L’accusation touche une nouvelle fois un personnage connu des journalistes au Vatican. Avec sa haute silhouette et son habit blanc de dominicain, ce responsable de la Maison du pèlerin polonais de la via Pfeiffer traversait la toute proche place Saint-Pierre avec des groupes de pèlerins plusieurs fois par jour. S'il lui arrivait souvent d’être vu près du pape, au point d’avoir démenti le 1er avril dernier sa mort et déclaré qu’il se préparait en paix, il n’était pas employé du Vatican et n’avait pas accès à des dossiers secrets. Néanmoins, « il avait accès aux plus proches collaborateurs de Jean Paul II », a déclaré sur TV24 Jacek Palasinski, correspondant de cette chaîne de télévision polonaise à Rome. Interrogé par l'AFP, Mgr Tadeusz Pieronek, membre de l'épiscopat polonais, a qualifié l'information donnée par M. Kieres de « grande surprise ». « Il ne faut pas oublier que ce système (communiste) était sans pitié. Il est facile de condamner, mais ce système avait tout le monde dans ses tenailles », a souligné Mgr Pieronek. Selon lui, ce n'est toutefois « pas le moment pour ce genre d'informations, après tout ce que nous avons vécu avec la mort du pape ».

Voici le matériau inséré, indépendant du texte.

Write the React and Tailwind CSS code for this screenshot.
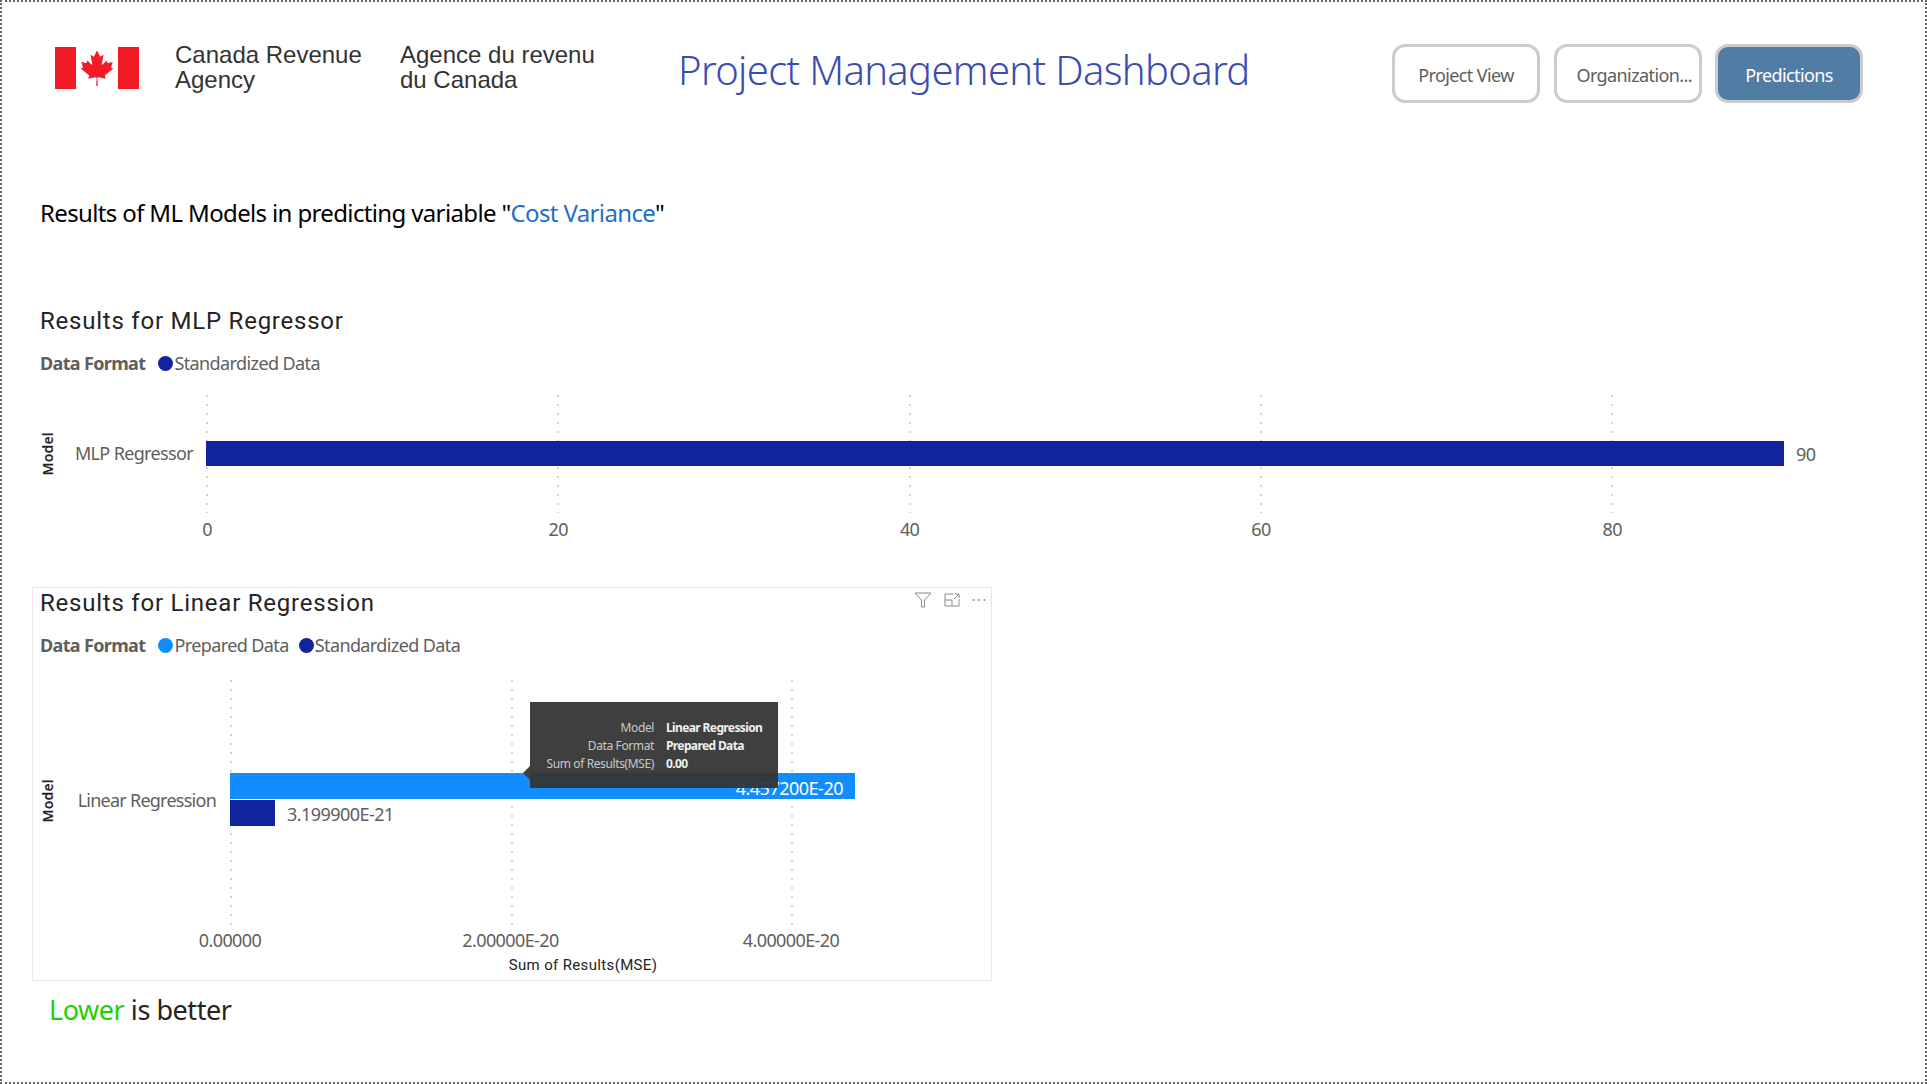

Qu’il ne s’agisse que d’un rideau de fumée ou d’une réalité, ces accusations distillées par la presse pose un problème. L’ouverture totale des archives des polices politiques des anciens pays du Bloc soviétique forme un serpent de mer de la vie politique de ces pays depuis l’effondrement des régimes soviétiques. Le débat fait périodiquement rage, à la veille d’échéances électorales le plus souvent. Il s’agit à chaque fois de vérifier le passé de quelques-uns, responsables politiques ou figures médiatiques. C’est particulièrement vrai pour Estermann et Hejmo. En Pologne, la polémique touche tout le monde depuis la parution, début février sur Internet, d’une liste de 162 000 noms de personnes liées à l’ancienne police politique. Le problème est que cette liste mélange dans le même opprobre les collaborateurs et leurs victimes sans pouvoir les discerner. Et derrière les questions historiques légitimes se cachent des arrière-pensées politiques moins reluisantes.